Two: I really liked the movie, and I wanted to write about it, so screw it.
Let's start by discussing the slasher bit, because that's why we're here, after all. Murni doles out a litany of some of the most creative and delightful supernatural slasher deaths you'll ever see, from the relative simplicity of hanging a man with a floating scarf on up to the gonzo grotesqueness of using voodoo dolls to straight-up explode people, making their veins bulge, giving them giant boils that expand and pop in bloody geysers, and so on.
The effects that bring all this to life are genuinely great, too. Whether the filmmakers are using magician tricks like making people and objects float or delivering gooey post-Savini gore, almost everything that they deliver onscreen is not only convincing, but often beautiful. In its own special way.
Honestly, the filmmaking is very accomplished in general. For one thing, there is a breathtakingly gorgeous setpiece where Murni performs a black magic ritual on a clifftop in front of an exaggeratedly huge moon. But in the less phantasmagoric sequences, there is still a sense that the camera is being placed deliberately in a way that elevates the story.
Plus, the images are crisp and lovely, with an appealing color palette. Trust me when I say that you can never assume you're going to get this kind of thing from a 1980s slasher movie. Only a fool would be that optimistic after sitting through Sledgehammer.
The first and third acts can't really compare to the second, but the film's strengths do carry over into both of those sectors. They look great, and the overcooked melodrama plot that comes to the fore in those sequences is perfectly spiced (I won't go into detail, but I will say that my runner-up line for Champion Dialogue was "You're my brother and my lover.").
I can't say that I was overly thrilled when the plot turned to plodding religious moralizing (turns out it's just as boring in movies about Islam as it is in movies about Christianity), but for the most part the movie operates Exorcist-style, with the religious elements playing well with the horror elements.
Plus, Suzanna lives up to her status as an Indonesian horror icon here. Her character is the anchor of all three segments, but she has a completely different set of feelings, motivations, and intentions in each one. It's a complicated role, and without her consistent characterization holding the story and the tone together, the movie would have instantly fallen apart.
So yeah, I quite liked The Queen of Black Magic. Spoiler alert, I'm ultimately going to give it a 7/10. But I was seriously considering an 8/10. My heart just wasn't in it. I think it's a hidden gem (at least in the English-speaking world), but maybe not a "rush out and see it right now" kind of way.
Killer: Murni (Suzzanna)
Final Girl: N/A, though plenty of characters survive
Best Kill: Even the worst kills in this movie are pretty great, but the best is probably Kohar's. It would have to be, right?
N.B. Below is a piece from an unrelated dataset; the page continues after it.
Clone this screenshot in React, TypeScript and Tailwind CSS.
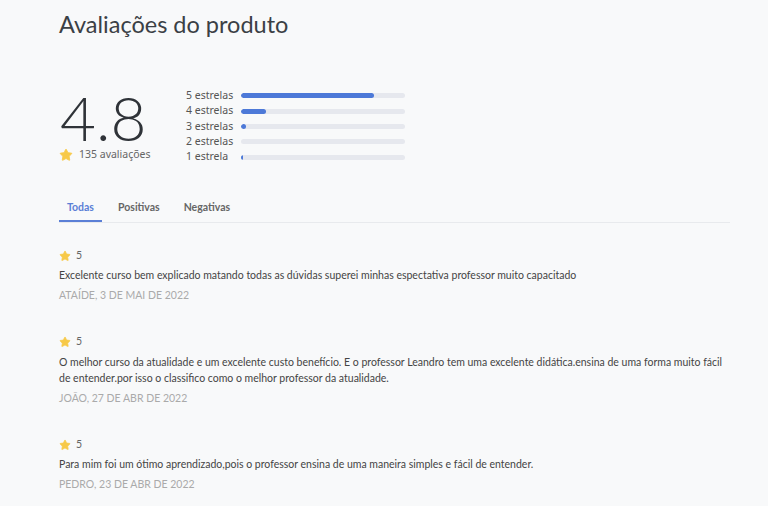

Murni's revenge is prolonged and painful: After being smashed in the face with a magic egg, Kohar begins spontaneously bleeding. He is eventually is driven into an addled frenzy and tears off his own head in the village square!!
Sign of the Times: Although I don't exactly have a strong understanding of contemporary Indonesian gender politics, I imagine that this movie would have been a little more "good for her" if it was made in 2026.
Scariest Moment: During her wedding, Baedah has a vision of Kohar as a hopping skeleton and his groomsmen as rotting zombies.
Weirdest Moment: Mere seconds after taking Murni's virginity, Kohar is chomping on an ear of corn.
Champion Dialogue: “Kohar might die stupid, Sir."
Body Count: 10
- Kamdi is repeatedly pounded into the ground by an invisible force.
- Pungut is attacked by a swarm of bees.
- Villager is voodoo-sploded.
- Saijah dies offscreen.
- Field Worker is drowned in a marsh.
- Goatherd is telekinetically hanged with a scarf.
- Kohar rips off his own head.
- Villager #2 is magically lit on fire.
- Gendon is voodoo-sploded.
- Murni dies from expending too much power while already wounded.
TL;DR: The Queen of Black Magic is a technically accomplished, engrossing supernatural horror movie.